Of course, Attenborough’s conclusion, alarming in diagnosis but ambivalent in prescription, shouldn’t come as a surprise. After all, such a position has been the default of green politics for decades; a movement which has been outstanding as an oppositional force but incapable of building coalitions beyond lifestyle or outlining viable alternatives. The vital question is not whether we should consume less although we should but how quickly we can decarbonise our energy systems and, shortly thereafter, sequester Co2 to minimise further warming. If humankind is responsible for climate change by virtue of becoming an accidental Prometheus, it stands to reason that the appropriate response requires collective action without precedent.
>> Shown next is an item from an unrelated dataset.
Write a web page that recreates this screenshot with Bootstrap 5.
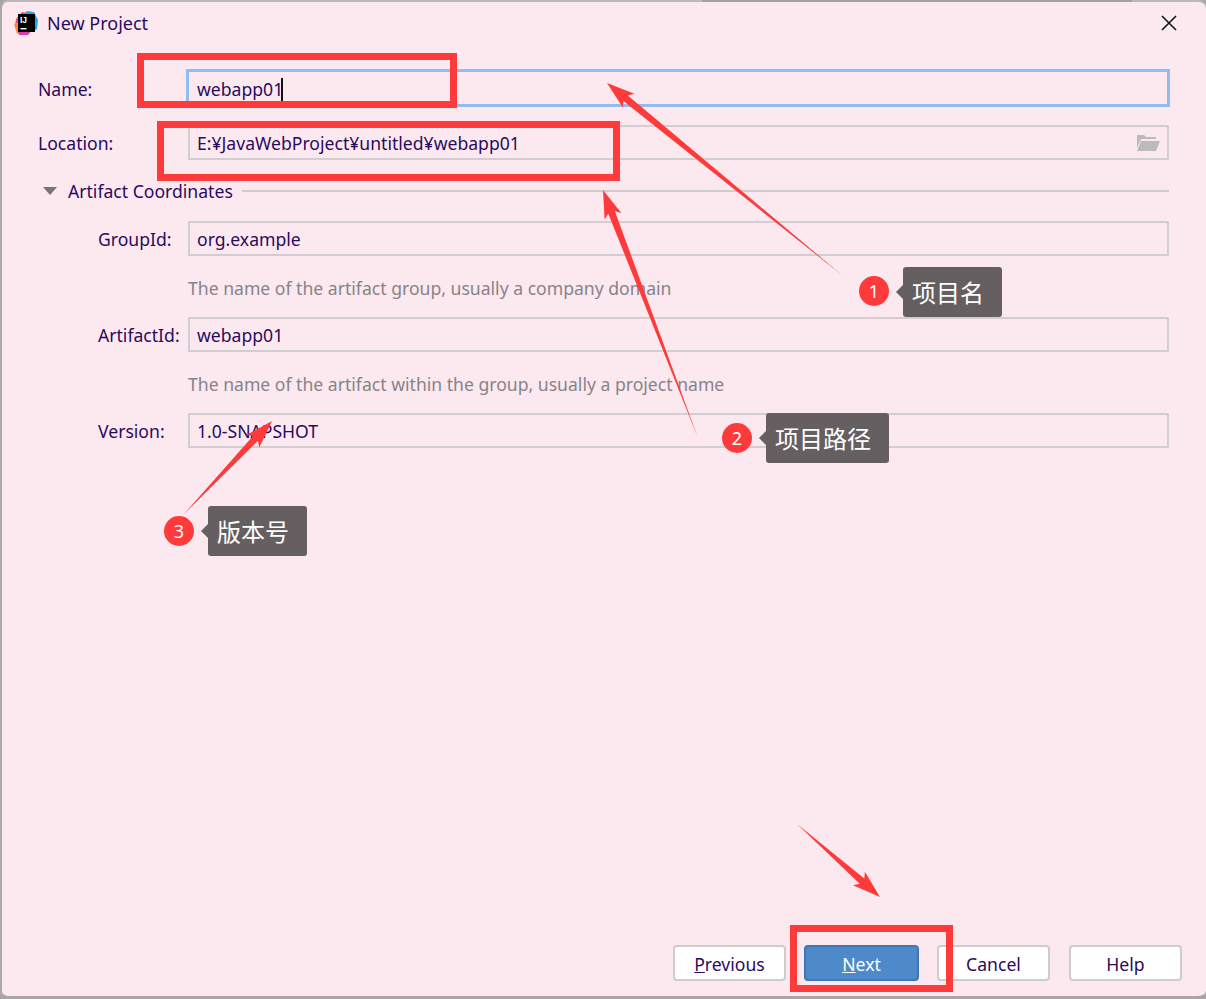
<!DOCTYPE html>
<html lang="en">
  <head>
    <meta charset="UTF-8" />
    <title>New Project</title>
    <link rel="stylesheet" href="https://cdn.jsdelivr.net/npm/bootstrap@5.3.0/dist/css/bootstrap.min.css" />
    <style>
      html, body { height: 100%; margin: 0; background: #a9a5a7; overflow: hidden; }
      .dlg {
        width: 1206px; height: 999px; background: #fbe9ef; color: #2b0a5e;
        font-family: "Noto Sans", sans-serif; font-size: 17.6px; line-height: 24px;
        border-left: 2px solid #aca8aa; border-top: 2px solid #bdb9bb; border-bottom: 3px solid #a9a5a7;
        border-radius: 8px;
      }
      .top-shade { position: absolute; left: 700px; top: -2px; width: 430px; height: 2px; background: #a5a1a3; }
      .dlg-title { height: 42px; padding: 0 29px 0 12px; font-size: 18px; }
      .logo-mark { margin-right: 9px; }
      .dlg-form { padding: 25px 37px 0 36px; }
      .field { height: 35px; border: 2px solid #d2cdd0; padding: 0 7px; line-height: 32px; }
      .field-focus { height: 38px; margin-left: -2px; margin-right: -1px; padding-left: 8px; border: 3px solid #91bdec; line-height: 34px; }
      .caret-bar { display: inline-block; width: 2px; height: 24px; background: #111; vertical-align: -6px; margin-left: -2px; }
      .lbl-top { width: 150px; flex: none; padding-top: 1px; }
      .lbl-sub { width: 90px; flex: none; padding-top: 1px; }
      .row-loc { margin-top: 18px; }
      .artifact-head { margin: 19px 0 18px; }
      .sub-rows { padding-left: 60px; }
      .hint { color: #87838a; margin: 20px 0 17px 90px; }
      .sep { flex: 1; height: 2px; margin-left: 9px; background: #cfcbce; }
      .tri { width: 0; height: 0; margin: 0 11px 0 5px; border: 7px solid transparent; border-top: 8px solid #76757a; border-bottom: 0; }
      .foot { position: absolute; left: 671px; top: 943px; }
      .ide-btn {
        width: 113px; height: 36px; padding: 0; background: #fff; border: 2px solid #cdcdcd; border-radius: 4px;
        color: #2b0a5e; font-size: 17.6px; line-height: 34px; --bs-btn-hover-bg: #fff;
      }
      .btn-next { width: 115px; margin: 0 18px; background: #4e89c9; border-color: #3f76b3; color: #fff; }
      .btn-help { margin-left: 19px; }
      .overlay { position: absolute; left: 0; top: 0; width: 1206px; height: 999px; pointer-events: none; }
      .num {
        position: absolute; width: 30px; height: 30px; border-radius: 50%; background: #fe3a3a; color: #fff;
        font-size: 18px; line-height: 30px; text-align: center;
      }
      .tip {
        position: absolute; height: 50px; padding: 0 18px 0 9px; background: #655f61; color: #fff; border-radius: 3px;
        font-family: "Noto Sans CJK SC", sans-serif; font-size: 24px; line-height: 50px; white-space: nowrap;
      }
      .tip::before {
        content: ""; position: absolute; left: -7px; top: 18px;
        border: 7px solid transparent; border-left: 0; border-right-color: #655f61;
      }
    </style>
  </head>
  <body class="position-relative">
    <div class="dlg position-relative">
      <div class="top-shade"></div>
      <div class="dlg-title d-flex align-items-center">
        <svg width="24" height="24" viewBox="0 0 24 24" class="logo-mark flex-shrink-0">
          <path d="M2 8 8 1 14 2 8 14 1 15Z" fill="#f9457e" />
          <path d="M0 13 5 11 6 21 3 23Z" fill="#ff8a2b" />
          <path d="M12 0 20 1 24 9 23 18 18 21 14 10Z" fill="#19a9e8" />
          <path d="M4 20 18 19 14 24 5 24Z" fill="#d83fa8" />
          <rect x="4" y="3" width="17" height="18" fill="#000" />
          <text x="6" y="12" fill="#fff" font-family="Liberation Sans, sans-serif" font-size="8.5" font-weight="700">IJ</text>
          <rect x="6.5" y="17" width="6" height="1.4" fill="#fff" />
        </svg>
        <span>New Project</span>
        <svg width="16" height="16" viewBox="0 0 16 16" class="ms-auto flex-shrink-0">
          <path d="M1 1 15 15M15 1 1 15" stroke="#151515" stroke-width="1.6" fill="none" />
        </svg>
      </div>

      <div class="dlg-form">
        <div class="d-flex align-items-center">
          <div class="lbl-top">Name:</div>
          <div class="field field-focus flex-grow-1">webapp01<span class="caret-bar"></span></div>
        </div>
        <div class="d-flex align-items-center row-loc">
          <div class="lbl-top">Location:</div>
          <div class="field flex-grow-1 d-flex align-items-center justify-content-between">
            <span>E:¥JavaWebProject¥untitled¥webapp01</span>
            <svg width="24" height="18" viewBox="0 0 24 18" class="me-n1">
              <path d="M1 1H8L10 3H20V5H5L1 14Z" fill="#bdbabd" />
              <path d="M5 7H24L20 17H1Z" fill="#bdbabd" />
            </svg>
          </div>
        </div>

        <div class="d-flex align-items-center artifact-head">
          <div class="tri"></div>
          <span>Artifact Coordinates</span>
          <div class="sep"></div>
        </div>

        <div class="sub-rows">
          <div class="d-flex align-items-center">
            <div class="lbl-sub">GroupId:</div>
            <div class="field flex-grow-1">org.example</div>
          </div>
          <div class="hint">The name of the artifact group, usually a company domain</div>
          <div class="d-flex align-items-center">
            <div class="lbl-sub">ArtifactId:</div>
            <div class="field flex-grow-1">webapp01</div>
          </div>
          <div class="hint">The name of the artifact within the group, usually a project name</div>
          <div class="d-flex align-items-center">
            <div class="lbl-sub">Version:</div>
            <div class="field flex-grow-1">1.0-SNAPSHOT</div>
          </div>
        </div>
      </div>

      <div class="foot d-flex">
        <button type="button" class="btn ide-btn"><u>P</u>revious</button>
        <button type="button" class="btn ide-btn btn-next"><u>N</u>ext</button>
        <button type="button" class="btn ide-btn">Cancel</button>
        <button type="button" class="btn ide-btn btn-help">Help</button>
      </div>
    </div>

    <!-- annotations drawn on top of the dialog -->
    <svg class="overlay" viewBox="0 0 1206 999">
      <g fill="none" stroke="#fe3a3a" stroke-width="7">
        <rect x="140.5" y="56.5" width="313" height="48" />
        <rect x="160.5" y="124.5" width="456" height="53" />
        <rect x="793.5" y="928.5" width="156" height="60" />
      </g>
      <g id="arrows" fill="#fe3a3a"></g>
    </svg>
    <div class="num" style="left: 859px; top: 276px">1</div>
    <div class="tip" style="left: 903px; top: 267px">项目名</div>
    <div class="num" style="left: 722px; top: 423px">2</div>
    <div class="tip" style="left: 766px; top: 413px">项目路径</div>
    <div class="num" style="left: 164px; top: 516px">3</div>
    <div class="tip" style="left: 208px; top: 506px">版本号</div>

    <script src="https://cdn.jsdelivr.net/npm/bootstrap@5.3.0/dist/js/bootstrap.bundle.min.js"></script>
    <script>
      // tapered arrow: thin tail, head with small barbs
      function arrow(x1, y1, x2, y2) {
        var dx = x2 - x1, dy = y2 - y1, len = Math.hypot(dx, dy);
        var ux = dx / len, uy = dy / len, nx = -uy, ny = ux;
        var at = function (back, side) {
          return (x2 - ux * back + nx * side).toFixed(1) + ',' + (y2 - uy * back + ny * side).toFixed(1);
        };
        var pts = [x1 + ',' + y1, at(24, 3.5), at(28, 9), at(0, 0), at(28, -9), at(24, -3.5)];
        var p = document.createElementNS('http://www.w3.org/2000/svg', 'polygon');
        p.setAttribute('points', pts.join(' '));
        document.querySelector('#arrows').appendChild(p);
      }
      arrow(843, 276, 607, 83);
      arrow(698, 438, 603, 190);
      arrow(184, 514, 272, 421);
      arrow(797, 824, 880, 897);
    </script>
  </body>
</html>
This is also reflected in the politics of many national green parties, including the Green party of England and Wales. It will surely be a matter of historic curiosity that the principal legacy of the party’s one MP at Westminster was to reject a soft Brexit so as to ultimately enable a hard one. But however you feel about Britain’s departure from the EU, either outcome is incredibly minor compared to what is coming this century.

As with Attenborough, here too one sees a chasm between diagnosis and prescription. The Green party claims to favour rapid decarbonisation, yet the necessary steel would seemingly have to be imported from China given they don’t wish for it to be made in the UK. Likewise, the party wants to eliminate fossil fuels immediately but rejects any use of nuclear energy something necessary if you favour an immediate shift. In its last manifesto, the party championed net zero emissions by 2030 but offered little by way of an industrial strategy to get there.

Labour, by contrast, not only had a detailed plan for decarbonisation, but also had it costed. It was in this context one of the greenest manifestos by a major party in history that a senior Green party politician, Molly Scott Cato, said she would have voted for Yvette Cooper instead of Jeremy Corbyn.

 

 

Stroud, the seat where Scott Cato stood on the Unite to Remain ticket in the 2019 election, would see the Tories win by a margin of victory smaller than her share of the vote. The shift from critique and consciousness-raising to offering a serious political alternative is yet to happen.

Underpinning this is an absence of consideration around what coalition has to be built and, most importantly, who is the agent of change. In Labour’s ultimately doomed vision last year, such questions were answered through a partnership of central government, social movements and organised labour. For Attenborough, the analogue is individual consumers changing their energy company to Ecotricity. For the Green party  at least until electoral reform comes about it doesn’t appear to exist at all.

Individual action is useful, of course, but the challenge is so much bigger than that. We need to reconsider agriculture in its entirety and connect the dots between climate change, deforestation and Covid-19 (something which, remarkably, the Greens have so far failed to do).

If nothing else, the 2020s needs to be the decade that greens, and green socialists, get serious about the scale of necessary change and the question of state power. The comfort zone of local action and saying ‘small is beautiful’ is risible given the extent of the challenge, no matter how good it makes us feel.

Aaron Bastani is a Novara Media contributing editor and co-founder.